Based on comprehensive testing across all scenarios, here are the definitive recommendations:

In [None]:
# Create scenario-specific recommendations visualization
scenario_data = {
    'Scenario': [
        'Jupyter Notebook\nData Scientist',
        'Production ETL\nPipeline',
        'Real-Time Analytics\nDashboard',
        'ML Feature\nPipeline'
    ],
    'Primary Winner': ['DuckDB', 'Spark', 'DuckDB', 'Pandas'],
    'Runner-up': ['Polars', 'Polars', 'Polars', 'DuckDB'],
    'Key Constraint': [
        'Memory + Exploration',
        'Reliability + Scale',
        'Query Speed + Concurrency',
        'ML Integration + Flexibility'
    ],
    'Data Size': ['2M rows', '50GB+ daily', '100M+ rows', '1M+ rows'],
    'Performance Gain': ['3-5x faster', '10x more reliable', '10-20x faster queries', '2x faster + ecosystem']
}

scenario_df = pd.DataFrame(scenario_data)
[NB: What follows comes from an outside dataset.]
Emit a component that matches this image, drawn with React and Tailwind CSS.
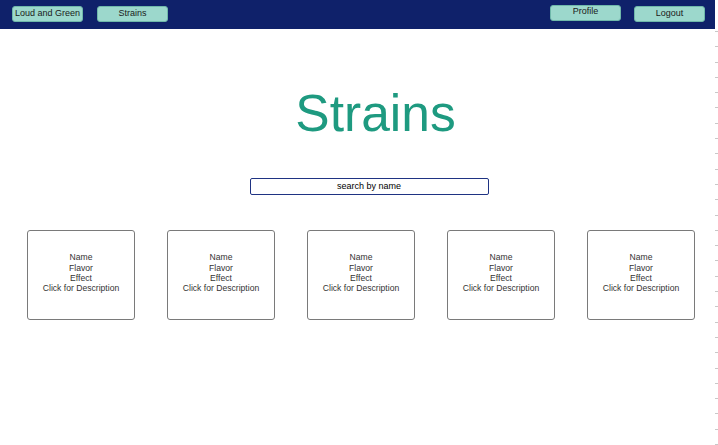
const cards = [1, 2, 3, 4, 5];

function NavButton({ label, className = '' }) {
  return (
    <button
      className={`h-[16px] w-[71px] rounded-[3px] border border-[#6fb8aa] bg-[#9cd8cc] text-[9px] leading-none text-[#1a1a1a] ${className}`}
    >
      {label}
    </button>
  );
}

export default function App() {
  return (
    <div className="flex h-[445px] w-[718px] bg-white font-['Liberation_Sans',Arial,sans-serif]">
      <div className="w-[715px] shrink-0">
        {/* Nav */}
        <nav className="flex h-[29px] items-start bg-[#0f216a] pl-[12px] pr-[10px]">
          <NavButton label="Loud and Green" className="mt-[6px] pb-[1px]" />
          <NavButton label="Strains" className="ml-[14px] mt-[6px] pb-[1px]" />
          <div className="flex-1" />
          <NavButton label="Profile" className="mt-[5px] pb-[3px]" />
          <NavButton label="Logout" className="ml-[13px] mt-[6px] pb-[1px]" />
        </nav>

        {/* Title */}
        <h1 className="mt-[52px] pl-[36px] text-center text-[51.5px] leading-[64px] text-[#1e9a80]">
          Strains
        </h1>

        {/* Search */}
        <div className="mt-[33px] flex justify-center pl-[23px]">
          <div className="flex h-[17px] w-[239px] items-center justify-center rounded-[2px] border border-[#1f3383] text-[9px] text-black">
            search by name
          </div>
        </div>

        {/* Cards */}
        <div className="mt-[35px] flex gap-[32px] pl-[27px]">
          {cards.map((c) => (
            <div
              key={c}
              className="flex h-[90px] w-[108px] flex-col items-center justify-center rounded-[3px] border border-[#7a7a7a] pb-[4px] text-center text-[8.6px] leading-[10.4px] text-[#333]"
            >
              <span>Name</span>
              <span>Flavor</span>
              <span>Effect</span>
              <span>Click for Description</span>
            </div>
          ))}
        </div>
      </div>

      {/* ruler ticks on the right edge */}
      <div className="flex flex-1 flex-col items-end pt-[31px] gap-[14.5px]">
        {Array.from({ length: 28 }).map((_, i) => (
          <div key={i} className="h-px w-[3px] bg-[#c8c8c8]" />
        ))}
      </div>
    </div>
  );
}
# Create an interactive summary chart
fig = make_subplots(
    rows=2, cols=2,
    subplot_titles=scenario_df['Scenario'].tolist(),
    specs=[[{"type": "bar"}, {"type": "bar"}],
           [{"type": "bar"}, {"type": "bar"}]]
)

# Tool performance scores for each scenario (simulated based on analysis)
performance_data = {
    'Scenario 1': {'Pandas': 6, 'Polars': 8, 'DuckDB': 9, 'Spark': 4},
    'Scenario 2': {'Pandas': 3, 'Polars': 7, 'DuckDB': 6, 'Spark': 9},
    'Scenario 3': {'Pandas': 2, 'Polars': 7, 'DuckDB': 9, 'Spark': 5},
    'Scenario 4': {'Pandas': 9, 'Polars': 6, 'DuckDB': 8, 'Spark': 7}
}

tools = ['Pandas', 'Polars', 'DuckDB', 'Spark']
colors = ['#FF6B6B', '#4ECDC4', '#45B7D1', '#FFA07A']
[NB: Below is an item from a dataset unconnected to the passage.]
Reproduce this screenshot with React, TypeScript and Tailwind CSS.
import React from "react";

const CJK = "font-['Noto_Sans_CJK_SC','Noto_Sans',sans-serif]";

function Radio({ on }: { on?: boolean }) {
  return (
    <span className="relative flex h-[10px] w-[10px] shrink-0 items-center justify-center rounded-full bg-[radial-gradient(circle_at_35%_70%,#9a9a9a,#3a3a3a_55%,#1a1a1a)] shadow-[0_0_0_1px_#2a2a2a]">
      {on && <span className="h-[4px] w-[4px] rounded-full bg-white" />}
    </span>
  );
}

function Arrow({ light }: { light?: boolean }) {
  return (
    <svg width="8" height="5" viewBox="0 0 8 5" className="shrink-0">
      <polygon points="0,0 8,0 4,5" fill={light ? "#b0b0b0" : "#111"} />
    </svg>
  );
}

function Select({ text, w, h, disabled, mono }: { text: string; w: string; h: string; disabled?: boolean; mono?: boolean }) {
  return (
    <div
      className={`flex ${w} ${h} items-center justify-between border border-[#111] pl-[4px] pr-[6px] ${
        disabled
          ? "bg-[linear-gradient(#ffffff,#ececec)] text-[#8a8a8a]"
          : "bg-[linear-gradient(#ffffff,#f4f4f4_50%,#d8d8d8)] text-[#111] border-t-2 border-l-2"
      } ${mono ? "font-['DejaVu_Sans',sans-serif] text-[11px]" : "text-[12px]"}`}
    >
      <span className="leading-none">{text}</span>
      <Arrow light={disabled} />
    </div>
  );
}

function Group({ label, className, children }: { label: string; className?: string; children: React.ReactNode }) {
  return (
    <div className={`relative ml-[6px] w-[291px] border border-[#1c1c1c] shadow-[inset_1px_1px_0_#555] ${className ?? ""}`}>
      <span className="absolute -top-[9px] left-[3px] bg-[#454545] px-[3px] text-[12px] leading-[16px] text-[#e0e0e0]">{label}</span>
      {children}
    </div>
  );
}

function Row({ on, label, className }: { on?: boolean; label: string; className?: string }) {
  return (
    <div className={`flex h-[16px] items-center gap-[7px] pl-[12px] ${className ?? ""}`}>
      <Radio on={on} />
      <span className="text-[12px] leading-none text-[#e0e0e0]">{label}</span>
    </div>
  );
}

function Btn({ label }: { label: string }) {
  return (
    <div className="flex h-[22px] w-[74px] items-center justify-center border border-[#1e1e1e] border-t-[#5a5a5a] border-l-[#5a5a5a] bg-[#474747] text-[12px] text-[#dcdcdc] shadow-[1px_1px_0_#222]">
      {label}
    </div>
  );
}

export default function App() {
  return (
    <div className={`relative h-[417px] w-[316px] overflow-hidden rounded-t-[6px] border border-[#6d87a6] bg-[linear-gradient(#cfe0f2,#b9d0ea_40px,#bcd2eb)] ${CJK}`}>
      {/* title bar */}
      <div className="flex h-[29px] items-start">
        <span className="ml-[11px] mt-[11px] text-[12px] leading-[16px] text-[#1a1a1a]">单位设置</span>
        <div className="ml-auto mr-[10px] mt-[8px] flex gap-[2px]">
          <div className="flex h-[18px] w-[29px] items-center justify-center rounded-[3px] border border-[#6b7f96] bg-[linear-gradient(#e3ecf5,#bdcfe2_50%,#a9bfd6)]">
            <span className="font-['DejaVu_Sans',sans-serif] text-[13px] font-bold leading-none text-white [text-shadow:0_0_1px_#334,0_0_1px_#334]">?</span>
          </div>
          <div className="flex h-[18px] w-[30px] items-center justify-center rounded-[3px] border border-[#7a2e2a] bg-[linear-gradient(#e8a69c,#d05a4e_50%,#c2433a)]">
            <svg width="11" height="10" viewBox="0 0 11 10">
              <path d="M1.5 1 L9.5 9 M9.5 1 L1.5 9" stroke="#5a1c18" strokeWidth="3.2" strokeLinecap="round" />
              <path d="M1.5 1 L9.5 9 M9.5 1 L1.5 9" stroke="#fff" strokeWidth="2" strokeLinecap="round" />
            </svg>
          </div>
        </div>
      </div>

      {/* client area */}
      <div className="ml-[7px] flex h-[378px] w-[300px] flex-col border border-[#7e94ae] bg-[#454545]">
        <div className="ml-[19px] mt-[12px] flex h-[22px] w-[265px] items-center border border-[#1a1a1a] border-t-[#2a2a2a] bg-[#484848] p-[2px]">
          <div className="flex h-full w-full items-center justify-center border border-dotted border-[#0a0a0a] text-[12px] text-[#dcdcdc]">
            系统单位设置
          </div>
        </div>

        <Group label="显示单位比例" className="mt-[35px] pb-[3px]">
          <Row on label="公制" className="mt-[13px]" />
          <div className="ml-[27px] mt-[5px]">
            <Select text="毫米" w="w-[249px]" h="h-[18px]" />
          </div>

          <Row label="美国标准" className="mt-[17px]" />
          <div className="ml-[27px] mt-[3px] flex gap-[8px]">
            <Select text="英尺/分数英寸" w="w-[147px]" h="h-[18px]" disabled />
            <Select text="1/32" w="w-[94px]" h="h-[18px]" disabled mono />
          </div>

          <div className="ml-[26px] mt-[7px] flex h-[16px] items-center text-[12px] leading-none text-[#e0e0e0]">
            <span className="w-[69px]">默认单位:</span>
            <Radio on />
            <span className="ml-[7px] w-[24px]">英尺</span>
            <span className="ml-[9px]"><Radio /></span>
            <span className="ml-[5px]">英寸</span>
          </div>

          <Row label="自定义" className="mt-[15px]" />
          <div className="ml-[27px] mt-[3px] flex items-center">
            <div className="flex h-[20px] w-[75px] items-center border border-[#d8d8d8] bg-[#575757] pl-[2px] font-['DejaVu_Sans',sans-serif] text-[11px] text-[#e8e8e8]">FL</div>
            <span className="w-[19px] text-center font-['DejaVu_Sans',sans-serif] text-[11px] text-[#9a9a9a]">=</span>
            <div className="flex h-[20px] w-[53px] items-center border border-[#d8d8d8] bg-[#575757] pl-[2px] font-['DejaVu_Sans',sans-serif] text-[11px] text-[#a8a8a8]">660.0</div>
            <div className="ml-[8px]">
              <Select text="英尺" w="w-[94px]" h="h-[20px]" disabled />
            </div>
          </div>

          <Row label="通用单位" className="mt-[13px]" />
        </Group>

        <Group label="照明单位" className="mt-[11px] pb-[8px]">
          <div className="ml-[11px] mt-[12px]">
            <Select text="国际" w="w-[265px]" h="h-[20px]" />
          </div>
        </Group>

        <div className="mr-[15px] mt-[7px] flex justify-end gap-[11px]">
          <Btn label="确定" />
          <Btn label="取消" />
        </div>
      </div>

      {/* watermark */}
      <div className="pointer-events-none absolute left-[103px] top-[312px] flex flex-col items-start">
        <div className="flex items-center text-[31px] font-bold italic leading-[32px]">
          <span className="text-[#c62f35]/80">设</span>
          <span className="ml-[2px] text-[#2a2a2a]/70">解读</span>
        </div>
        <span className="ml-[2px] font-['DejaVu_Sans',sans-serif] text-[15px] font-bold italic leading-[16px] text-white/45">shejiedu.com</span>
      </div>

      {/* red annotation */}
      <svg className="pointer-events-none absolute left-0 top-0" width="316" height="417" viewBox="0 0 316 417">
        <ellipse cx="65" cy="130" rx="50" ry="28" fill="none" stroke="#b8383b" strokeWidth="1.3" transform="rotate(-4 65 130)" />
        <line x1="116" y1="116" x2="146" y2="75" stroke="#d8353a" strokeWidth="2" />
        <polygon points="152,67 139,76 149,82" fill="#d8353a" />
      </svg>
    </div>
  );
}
positions = [(1, 1), (1, 2), (2, 1), (2, 2)]
scenario_keys = ['Scenario 1', 'Scenario 2', 'Scenario 3', 'Scenario 4']

for i, (row, col) in enumerate(positions):
    scenario_key = scenario_keys[i]
    scores = [performance_data[scenario_key][tool] for tool in tools]
    
    fig.add_trace(
        go.Bar(
            x=tools,
            y=scores,
            marker_color=colors,
            showlegend=False,
            text=scores,
            textposition='auto'
        ),
        row=row, col=col
    )

fig.update_layout(
    title_text="<b>Tool Performance by Scenario (1-10 scale)</b>",
    height=600,
    showlegend=False
)

# Update y-axes
for i in range(1, 5):
    fig.update_yaxes(range=[0, 10], row=(i-1)//2 + 1, col=(i-1)%2 + 1)

fig.show()

print("\n🏆 Scenario Winners Summary:")
print("=" * 50)
for _, row in scenario_df.iterrows():
    print(f"\n📊 {row['Scenario']}")
    print(f"   🥇 Winner: {row['Primary Winner']}")
    print(f"   🥈 Runner-up: {row['Runner-up']}")
    print(f"   🎯 Key Constraint: {row['Key Constraint']}")
    print(f"   📈 Performance Gain: {row['Performance Gain']}")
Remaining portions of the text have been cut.